• [PROVIDED DATA]

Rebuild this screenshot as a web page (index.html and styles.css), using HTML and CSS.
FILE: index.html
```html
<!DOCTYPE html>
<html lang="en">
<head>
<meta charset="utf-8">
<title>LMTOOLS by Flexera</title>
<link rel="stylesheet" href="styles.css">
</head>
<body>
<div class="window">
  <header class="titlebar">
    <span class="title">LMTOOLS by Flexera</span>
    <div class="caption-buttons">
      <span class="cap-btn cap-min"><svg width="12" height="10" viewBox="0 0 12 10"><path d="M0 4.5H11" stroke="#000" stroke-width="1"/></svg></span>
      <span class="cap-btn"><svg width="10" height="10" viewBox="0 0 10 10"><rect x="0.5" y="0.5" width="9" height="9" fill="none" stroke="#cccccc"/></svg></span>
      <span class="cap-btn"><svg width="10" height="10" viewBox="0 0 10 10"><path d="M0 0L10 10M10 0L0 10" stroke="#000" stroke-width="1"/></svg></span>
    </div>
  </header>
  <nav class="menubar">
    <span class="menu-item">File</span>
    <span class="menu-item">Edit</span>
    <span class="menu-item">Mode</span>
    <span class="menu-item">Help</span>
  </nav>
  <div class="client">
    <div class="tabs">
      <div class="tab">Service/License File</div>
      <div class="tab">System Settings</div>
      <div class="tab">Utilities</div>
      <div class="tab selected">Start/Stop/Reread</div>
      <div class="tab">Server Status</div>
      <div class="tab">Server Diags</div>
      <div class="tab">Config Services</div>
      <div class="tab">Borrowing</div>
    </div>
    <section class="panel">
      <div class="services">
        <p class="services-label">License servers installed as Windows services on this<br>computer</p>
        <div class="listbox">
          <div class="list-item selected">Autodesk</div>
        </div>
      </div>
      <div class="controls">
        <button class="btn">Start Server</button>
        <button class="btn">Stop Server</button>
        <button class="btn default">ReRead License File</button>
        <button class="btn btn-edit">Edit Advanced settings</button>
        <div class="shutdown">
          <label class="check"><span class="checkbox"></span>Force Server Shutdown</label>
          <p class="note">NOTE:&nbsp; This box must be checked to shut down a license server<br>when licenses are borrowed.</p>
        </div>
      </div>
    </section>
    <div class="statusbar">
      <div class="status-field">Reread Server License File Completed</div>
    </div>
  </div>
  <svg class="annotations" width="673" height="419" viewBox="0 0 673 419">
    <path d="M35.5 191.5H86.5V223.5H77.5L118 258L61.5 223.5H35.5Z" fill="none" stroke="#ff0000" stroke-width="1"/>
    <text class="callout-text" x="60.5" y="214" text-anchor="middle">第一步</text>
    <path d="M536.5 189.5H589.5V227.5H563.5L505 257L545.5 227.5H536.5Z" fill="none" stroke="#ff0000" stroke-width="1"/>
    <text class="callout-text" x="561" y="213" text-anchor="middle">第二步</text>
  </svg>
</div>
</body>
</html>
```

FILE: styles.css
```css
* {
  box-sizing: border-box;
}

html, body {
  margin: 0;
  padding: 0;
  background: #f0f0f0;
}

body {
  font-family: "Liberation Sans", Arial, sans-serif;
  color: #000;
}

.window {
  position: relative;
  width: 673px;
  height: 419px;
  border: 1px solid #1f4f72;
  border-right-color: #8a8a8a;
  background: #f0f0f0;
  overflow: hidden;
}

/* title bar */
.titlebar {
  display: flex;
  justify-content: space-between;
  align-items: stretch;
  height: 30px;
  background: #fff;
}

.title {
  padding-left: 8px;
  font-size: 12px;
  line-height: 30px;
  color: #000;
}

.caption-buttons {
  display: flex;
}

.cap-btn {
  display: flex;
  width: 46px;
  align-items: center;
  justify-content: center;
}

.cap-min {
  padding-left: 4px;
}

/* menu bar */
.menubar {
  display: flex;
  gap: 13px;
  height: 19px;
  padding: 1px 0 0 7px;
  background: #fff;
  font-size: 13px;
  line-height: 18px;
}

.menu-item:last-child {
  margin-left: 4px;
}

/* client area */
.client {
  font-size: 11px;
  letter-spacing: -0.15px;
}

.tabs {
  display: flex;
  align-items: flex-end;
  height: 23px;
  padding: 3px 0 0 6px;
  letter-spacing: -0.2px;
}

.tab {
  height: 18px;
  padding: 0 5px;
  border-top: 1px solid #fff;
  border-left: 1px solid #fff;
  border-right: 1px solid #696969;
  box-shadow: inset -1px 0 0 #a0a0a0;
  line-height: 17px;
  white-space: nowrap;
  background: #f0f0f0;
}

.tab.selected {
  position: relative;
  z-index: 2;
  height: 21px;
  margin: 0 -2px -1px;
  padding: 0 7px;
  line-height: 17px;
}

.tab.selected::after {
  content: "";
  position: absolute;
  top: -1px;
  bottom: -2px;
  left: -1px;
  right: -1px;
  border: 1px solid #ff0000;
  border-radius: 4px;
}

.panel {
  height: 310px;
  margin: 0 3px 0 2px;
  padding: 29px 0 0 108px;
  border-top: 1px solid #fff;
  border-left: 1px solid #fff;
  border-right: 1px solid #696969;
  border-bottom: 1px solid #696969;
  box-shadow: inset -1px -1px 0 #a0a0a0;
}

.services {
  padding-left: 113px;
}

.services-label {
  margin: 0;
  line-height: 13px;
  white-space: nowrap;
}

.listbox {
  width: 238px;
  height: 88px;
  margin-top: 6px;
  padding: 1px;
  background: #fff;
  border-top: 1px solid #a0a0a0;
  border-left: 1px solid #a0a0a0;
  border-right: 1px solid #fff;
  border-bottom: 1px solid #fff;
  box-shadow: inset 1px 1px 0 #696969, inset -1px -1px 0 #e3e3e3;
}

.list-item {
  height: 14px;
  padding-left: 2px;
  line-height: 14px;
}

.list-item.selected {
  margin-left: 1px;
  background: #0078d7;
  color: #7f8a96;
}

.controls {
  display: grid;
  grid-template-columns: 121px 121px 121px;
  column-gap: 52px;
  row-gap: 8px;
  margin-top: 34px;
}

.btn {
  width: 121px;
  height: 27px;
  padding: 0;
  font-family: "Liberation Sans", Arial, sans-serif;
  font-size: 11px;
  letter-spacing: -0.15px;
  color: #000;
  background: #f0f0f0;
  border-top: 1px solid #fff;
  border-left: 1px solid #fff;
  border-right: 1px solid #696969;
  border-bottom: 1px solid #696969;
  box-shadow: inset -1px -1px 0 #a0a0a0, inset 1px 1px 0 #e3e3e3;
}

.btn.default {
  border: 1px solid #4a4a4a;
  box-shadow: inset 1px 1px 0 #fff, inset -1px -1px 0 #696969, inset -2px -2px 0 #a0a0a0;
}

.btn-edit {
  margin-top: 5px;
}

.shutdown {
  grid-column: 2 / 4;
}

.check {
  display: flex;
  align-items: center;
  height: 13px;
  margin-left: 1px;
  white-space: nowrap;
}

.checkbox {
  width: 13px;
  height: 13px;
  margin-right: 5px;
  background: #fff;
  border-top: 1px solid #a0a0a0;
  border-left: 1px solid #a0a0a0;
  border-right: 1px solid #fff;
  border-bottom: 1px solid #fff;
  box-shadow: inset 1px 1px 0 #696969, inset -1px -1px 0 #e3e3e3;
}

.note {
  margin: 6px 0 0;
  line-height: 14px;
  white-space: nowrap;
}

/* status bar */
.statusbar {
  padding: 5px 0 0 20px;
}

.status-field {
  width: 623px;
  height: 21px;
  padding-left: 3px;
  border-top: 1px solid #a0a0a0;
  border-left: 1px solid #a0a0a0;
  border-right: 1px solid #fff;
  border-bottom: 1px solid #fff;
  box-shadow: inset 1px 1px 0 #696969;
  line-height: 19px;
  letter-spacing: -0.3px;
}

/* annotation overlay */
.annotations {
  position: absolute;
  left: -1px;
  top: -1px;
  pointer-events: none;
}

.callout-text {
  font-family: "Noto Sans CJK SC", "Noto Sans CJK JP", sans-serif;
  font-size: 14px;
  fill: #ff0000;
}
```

• [SHORT TASK] Review the material and copy each line in which the word "index" appears.

• [RESULT OF THIS EXERCISE]
Rebuild this screenshot as a web page (index.html and styles.css), using HTML and CSS.
FILE: index.html
  z-index: 2;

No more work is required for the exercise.